Norway Attacks: How a Once Moderate Region Became a Haven for the Far Right

  • Share
  • Read Later
Emilio Morenatti / AP

People react at the end of a memorial service at Oslo Cathedral on Sunday, July 24, 2011, in the aftermath of the Friday attacks on Norway's government headquarters and a youth retreat in Oslo

In 2005, Norway's populist, far-right Progress Party ran election-campaign posters that featured a dark-skinned man pointing a gun at the camera and the slogan "The perpetrator is of foreign origin." Today, these posters carry a terrible irony: Anders Behring Breivik — a tall, blond, blue-eyed farmer not of foreign origin — massacred dozens of Norwegian schoolchildren on Friday, July 22, in what seems to have been a deranged attempt to spark a revolution against the influx of foreigners he felt was diluting Norway's heritage.

It is dangerous to look for answers in the mind of a madman. It does not necessarily reveal anything useful about a nation if one of its citizens murders under the banner of a particular ideology. But if Breivik's psychopathy is unique, in Norway and other Nordic countries his political beliefs are surprisingly widespread. It may seem shocking, but Scandinavia — for years a model of tolerance and cooperation and the sponsor of dozens of worthy international conferences and treaties — has become the latest European haven for xenophobic populist thought.

Norway's Progress Party, of which Breivik is a former member, won more than one-fifth of the national vote in the latest parliamentary election, in 2009. Last year, the Swedish Democrats became the first far-right party to enter the Swedish parliament when it captured nearly 6% of the vote despite a furor that erupted when local candidate Marie-Louise Enderleit posted a comment on Facebook that migrants should be shot in the head, put in a bag and sent back to their home countries. Denmark's Folkparty, which recently ran an anti-immigrant campaign under the slogan "Give us Denmark back," secured 14% of the vote in a 2007 election and has since been an influential coalition partner in government. And the True Finns became the third largest party represented in the Finnish Parliament after winning 19% of the vote in elections in April.

"It is the end of an era," Anders Wildfeldt, lecturer in Nordic politics at the University of Aberdeen, says of the entrance of the far right into the Nordic political mainstream. Citing the success of xenophobic parties in other parts of Europe, Wildfeldt adds, "It's becoming increasingly inaccurate to discuss Scandinavian exceptionalism."

Of course, Scandinavia was never immune to extremism, and like other parts of Europe, it has suffered at the hands of Muslim fundamentalists. Last winter, a Swedish Muslim blew himself up in a failed suicide-bombing mission in central Stockholm, and violent protests over the publication of cartoons depicting the Prophet Muhammad in a Danish newspaper in 2005 led to dozens of deaths around the world.

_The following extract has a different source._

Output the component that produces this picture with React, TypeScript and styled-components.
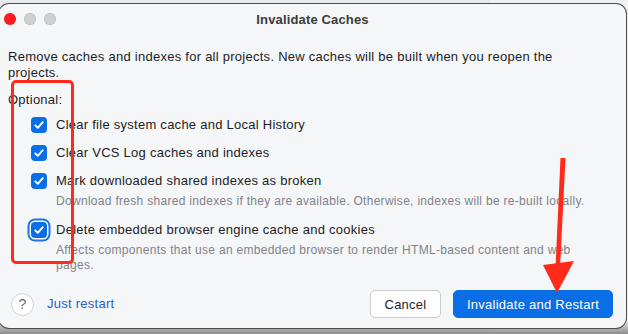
import React from "react";
import styled, { createGlobalStyle } from "styled-components";

const GlobalStyle = createGlobalStyle`
  html, body {
    margin: 0;
    padding: 0;
  }
  body {
    width: 628px;
    height: 334px;
    overflow: hidden;
    background: linear-gradient(to right, #e9e9e9 0, #e9e9e9 490px, #f1f1f1 490px);
    font-family: "Liberation Sans", Arial, sans-serif;
    color: #1d1d1f;
  }
`;

const Stage = styled.div`
  position: relative;
  width: 628px;
  height: 334px;
  padding-top: 4px;
  box-sizing: border-box;
  background: linear-gradient(to bottom, transparent 320px, #8c8c8c 334px);
`;

const Window = styled.div`
  margin-left: -1px;
  width: 627px;
  height: 324px;
  box-sizing: border-box;
  background: #f5f6f8;
  border-radius: 10px;
  box-shadow: 0 0 0 1px #4d4d4d;
  display: flex;
  flex-direction: column;
`;

const TitleBar = styled.div`
  height: 30px;
  display: grid;
  grid-template-columns: 1fr auto 1fr;
  align-items: center;
  padding-left: 5px;
`;

const Lights = styled.div`
  display: flex;
  gap: 8px;
`;

const Light = styled.span<{ $color: string }>`
  width: 12px;
  height: 12px;
  border-radius: 50%;
  background: ${(p) => p.$color};
  box-shadow: inset 0 0 0 0.5px rgba(0, 0, 0, 0.15);
`;

const Title = styled.div`
  font-size: 13px;
  font-weight: 700;
  letter-spacing: 0.15px;
  color: #3b3b3b;
  padding-right: 5px;
`;

const Body = styled.div`
  flex: 1;
  padding: 15px 13px 0 9px;
  display: flex;
  flex-direction: column;
  font-size: 13px;
  line-height: 16px;
  letter-spacing: 0.26px;
`;

const Intro = styled.p`
  margin: 0;
  width: 560px;
`;

const SectionLabel = styled.div`
  margin-top: 11px;
`;

const Options = styled.div`
  display: flex;
  flex-direction: column;
  padding-left: 23px;
  margin-top: 9px;
  gap: 12px;
`;

const Option = styled.div`
  display: grid;
  grid-template-columns: 16px 1fr;
  column-gap: 9px;
  align-items: center;
`;

const Box = styled.span<{ $focused?: boolean }>`
  width: 16px;
  height: 16px;
  border-radius: 4px;
  background: #0a6ee6;
  display: flex;
  align-items: center;
  justify-content: center;
  box-shadow: ${(p) =>
    p.$focused ? "0 0 0 1.5px #ffffff, 0 0 0 3.5px #1a73e8" : "none"};
`;

const Label = styled.span`
  color: #1d1d1f;
`;

const Hint = styled.span`
  grid-column: 2;
  max-width: 540px;
  margin-top: 5px;
  margin-bottom: 1px;
  font-size: 12px;
  line-height: 15px;
  letter-spacing: 0.3px;
  color: #7f828a;
`;

const Footer = styled.div`
  margin-top: auto;
  height: 28px;
  margin-bottom: 10px;
  display: flex;
  align-items: center;
  padding-left: 3px;
`;

const Help = styled.span`
  width: 21px;
  height: 21px;
  border-radius: 50%;
  background: #ffffff;
  border: 1px solid #cfd1d5;
  color: #6b6b6b;
  font-size: 14px;
  letter-spacing: 0;
  display: flex;
  align-items: center;
  justify-content: center;
`;

const Link = styled.span`
  margin-left: 13px;
  color: #2563c4;
`;

const Spacer = styled.div`
  flex: 1;
`;

const Button = styled.button<{ $primary?: boolean }>`
  height: 28px;
  box-sizing: border-box;
  border-radius: 5px;
  font-family: inherit;
  font-size: 13px;
  letter-spacing: 0.26px;
  padding: 0;
  margin-left: 12px;
  width: ${(p) => (p.$primary ? "160px" : "71px")};
  background: ${(p) => (p.$primary ? "#0a6ee6" : "#ffffff")};
  color: ${(p) => (p.$primary ? "#ffffff" : "#1d1d1f")};
  border: 1px solid ${(p) => (p.$primary ? "#0a6ee6" : "#c9cbd0")};
`;

const RedFrame = styled.div`
  position: absolute;
  left: 11px;
  top: 80px;
  width: 63px;
  height: 184px;
  box-sizing: border-box;
  border: 3px solid #ff2a1a;
  border-radius: 5px;
`;

const Arrow = styled.svg`
  position: absolute;
  left: 0;
  top: 0;
  pointer-events: none;
`;

function Check() {
  return (
    <svg width="12" height="12" viewBox="0 0 12 12">
      <path
        d="M2.3 6.3 L4.8 8.8 L9.8 3.2"
        fill="none"
        stroke="#fff"
        strokeWidth="1.9"
        strokeLinecap="round"
        strokeLinejoin="round"
      />
    </svg>
  );
}

export default function App() {
  return (
    <>
      <GlobalStyle />
      <Stage>
        <Window>
          <TitleBar>
            <Lights>
              <Light $color="#fe1c1c" />
              <Light $color="#cfcfcf" />
              <Light $color="#cfcfcf" />
            </Lights>
            <Title>Invalidate Caches</Title>
            <div />
          </TitleBar>
          <Body>
            <Intro>
              Remove caches and indexes for all projects. New caches will be
              built when you reopen the projects.
            </Intro>
            <SectionLabel>Optional:</SectionLabel>
            <Options>
              <Option>
                <Box>
                  <Check />
                </Box>
                <Label>Clear file system cache and Local History</Label>
              </Option>
              <Option>
                <Box>
                  <Check />
                </Box>
                <Label>Clear VCS Log caches and indexes</Label>
              </Option>
              <Option>
                <Box>
                  <Check />
                </Box>
                <Label>Mark downloaded shared indexes as broken</Label>
                <Hint>
                  Download fresh shared indexes if they are available.
                  Otherwise, indexes will be re-built locally.
                </Hint>
              </Option>
              <Option>
                <Box $focused>
                  <Check />
                </Box>
                <Label>Delete embedded browser engine cache and cookies</Label>
                <Hint>
                  Affects components that use an embedded browser to render
                  HTML-based content and web pages.
                </Hint>
              </Option>
            </Options>
            <Footer>
              <Help>?</Help>
              <Link>Just restart</Link>
              <Spacer />
              <Button>Cancel</Button>
              <Button $primary>Invalidate and Restart</Button>
            </Footer>
          </Body>
        </Window>
        <RedFrame />
        <Arrow width="628" height="334" viewBox="0 0 628 334">
          <path d="M560.5 158 L565.5 158 L560 268 L555.5 268 Z" fill="#ff2a1a" />
          <path d="M543 265 L574 261 L557 293 Z" fill="#ff2a1a" />
        </Arrow>
      </Stage>
    </>
  );
}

But recently in Scandinavia, it is the far right that has proved the most dangerous of the radicalist movements. Last fall, following the Swedish elections, a gunman shot at least 15 residents of the city of Malmö, targeting people with dark skin. Bejzat Becirov, 72, the founder and leader of a mosque in Malmö, recently told TIME that the mosque has survived 300 hate attacks, including firebombings — and he blames popular stereotypes of Muslims. When he first issued the call to the faithful 30 years ago, he says, "an imam was associated with a rich sheik. But now they are widely associated with terrorists." In Norway, Breivik did not target immigrants, but a 1,500-page manifesto attributed to him by the Norwegian media made clear that his actions were motivated by anti-immigrant sentiment.

How did such a shift in the perception of Muslims happen? A common theory to explain the rise of far-right politicians throughout Europe is that they gain support during recessions because they offer a facile scapegoat — immigrants — for job losses and hardship. But in Scandinavia, the data dispute this assumption. Denmark's Folkparty and Norway's Progress Party rose to power during the boom years of the mid-2000s, when unemployment hovered around only 5% in both countries. And while Sweden has not escaped the effects of the recession, it has fared comparatively well; in 2010 its GDP grew 4%, more than any other Western OECD-member country. Yet this was the period during which the far-right Swedish Democrats broke through.

A more important political explanation, Wildfeldt and other academics say, is the convergence of major parties around a centrist political agenda, which opens a gap for extreme parties on both the left and the right. Take Sweden's recently elected Prime Minister, Fredrik Reinfeldt, for example. He's a conservative — he spent his first term privatizing companies and working to get Swedes off sick-leave and early-retirement schemes. But he also has vowed to preserve the sacred cows of the Swedish left: the country's welfare state and high tax burden. With little to distinguish Reinfeldt's "right-wing" Moderates and the "left-wing" Social Democrats, Wildfeldt says, voters have nowhere to place protest votes other than with extreme parties.